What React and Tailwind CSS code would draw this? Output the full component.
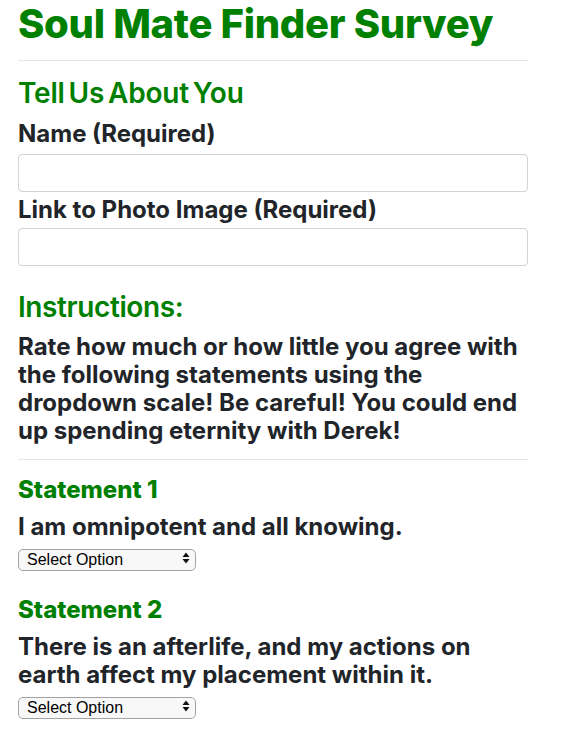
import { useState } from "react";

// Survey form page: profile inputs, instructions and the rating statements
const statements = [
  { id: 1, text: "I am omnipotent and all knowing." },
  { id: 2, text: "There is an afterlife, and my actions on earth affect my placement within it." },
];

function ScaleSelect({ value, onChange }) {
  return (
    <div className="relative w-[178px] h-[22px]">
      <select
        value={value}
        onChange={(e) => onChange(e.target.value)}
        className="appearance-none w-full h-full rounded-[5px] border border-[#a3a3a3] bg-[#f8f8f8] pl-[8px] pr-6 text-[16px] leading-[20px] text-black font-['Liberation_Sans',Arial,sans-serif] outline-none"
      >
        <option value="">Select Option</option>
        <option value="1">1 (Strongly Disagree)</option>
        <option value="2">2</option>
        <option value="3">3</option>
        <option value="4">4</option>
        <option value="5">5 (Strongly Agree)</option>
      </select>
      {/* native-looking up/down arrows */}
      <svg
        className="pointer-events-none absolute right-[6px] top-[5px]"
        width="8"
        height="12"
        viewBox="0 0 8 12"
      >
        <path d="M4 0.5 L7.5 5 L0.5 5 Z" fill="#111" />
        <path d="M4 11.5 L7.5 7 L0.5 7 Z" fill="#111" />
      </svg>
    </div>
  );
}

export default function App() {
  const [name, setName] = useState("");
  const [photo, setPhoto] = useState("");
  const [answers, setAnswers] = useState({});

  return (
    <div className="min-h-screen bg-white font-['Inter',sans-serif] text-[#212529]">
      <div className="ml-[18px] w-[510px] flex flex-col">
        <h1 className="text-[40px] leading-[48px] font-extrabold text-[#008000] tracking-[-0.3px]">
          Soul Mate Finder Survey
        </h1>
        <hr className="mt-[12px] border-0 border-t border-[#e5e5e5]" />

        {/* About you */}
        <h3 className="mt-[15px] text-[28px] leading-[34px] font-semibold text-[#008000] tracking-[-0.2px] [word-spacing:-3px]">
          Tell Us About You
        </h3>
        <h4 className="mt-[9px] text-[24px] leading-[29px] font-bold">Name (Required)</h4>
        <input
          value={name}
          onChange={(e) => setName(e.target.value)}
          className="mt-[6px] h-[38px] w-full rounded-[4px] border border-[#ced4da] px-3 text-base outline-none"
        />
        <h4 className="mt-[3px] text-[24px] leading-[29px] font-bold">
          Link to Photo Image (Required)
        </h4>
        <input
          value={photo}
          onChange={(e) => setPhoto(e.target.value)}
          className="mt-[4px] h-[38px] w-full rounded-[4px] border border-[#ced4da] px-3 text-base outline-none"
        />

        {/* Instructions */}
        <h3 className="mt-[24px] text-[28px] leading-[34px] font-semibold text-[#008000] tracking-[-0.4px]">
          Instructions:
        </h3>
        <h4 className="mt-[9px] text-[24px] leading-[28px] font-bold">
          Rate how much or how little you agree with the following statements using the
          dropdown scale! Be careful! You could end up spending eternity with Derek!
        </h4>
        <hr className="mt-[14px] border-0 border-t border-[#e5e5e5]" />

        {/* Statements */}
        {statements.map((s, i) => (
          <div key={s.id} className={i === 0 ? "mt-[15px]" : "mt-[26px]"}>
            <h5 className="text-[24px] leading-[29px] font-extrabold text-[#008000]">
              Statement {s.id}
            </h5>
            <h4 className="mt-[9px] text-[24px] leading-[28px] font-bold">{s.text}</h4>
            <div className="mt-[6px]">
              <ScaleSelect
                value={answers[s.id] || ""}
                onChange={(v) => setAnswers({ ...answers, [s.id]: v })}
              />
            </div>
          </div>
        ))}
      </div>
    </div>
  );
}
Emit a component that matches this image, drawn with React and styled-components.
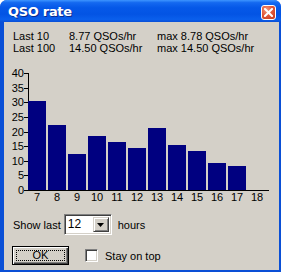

• [SET EXERCISE]: From the entries above, extract every line where the word "this" appears.

• [CORRECT OUTPUT]:
What React and Tailwind CSS code would draw this? Output the full component.
Emit a component that matches this image, drawn with React and styled-components.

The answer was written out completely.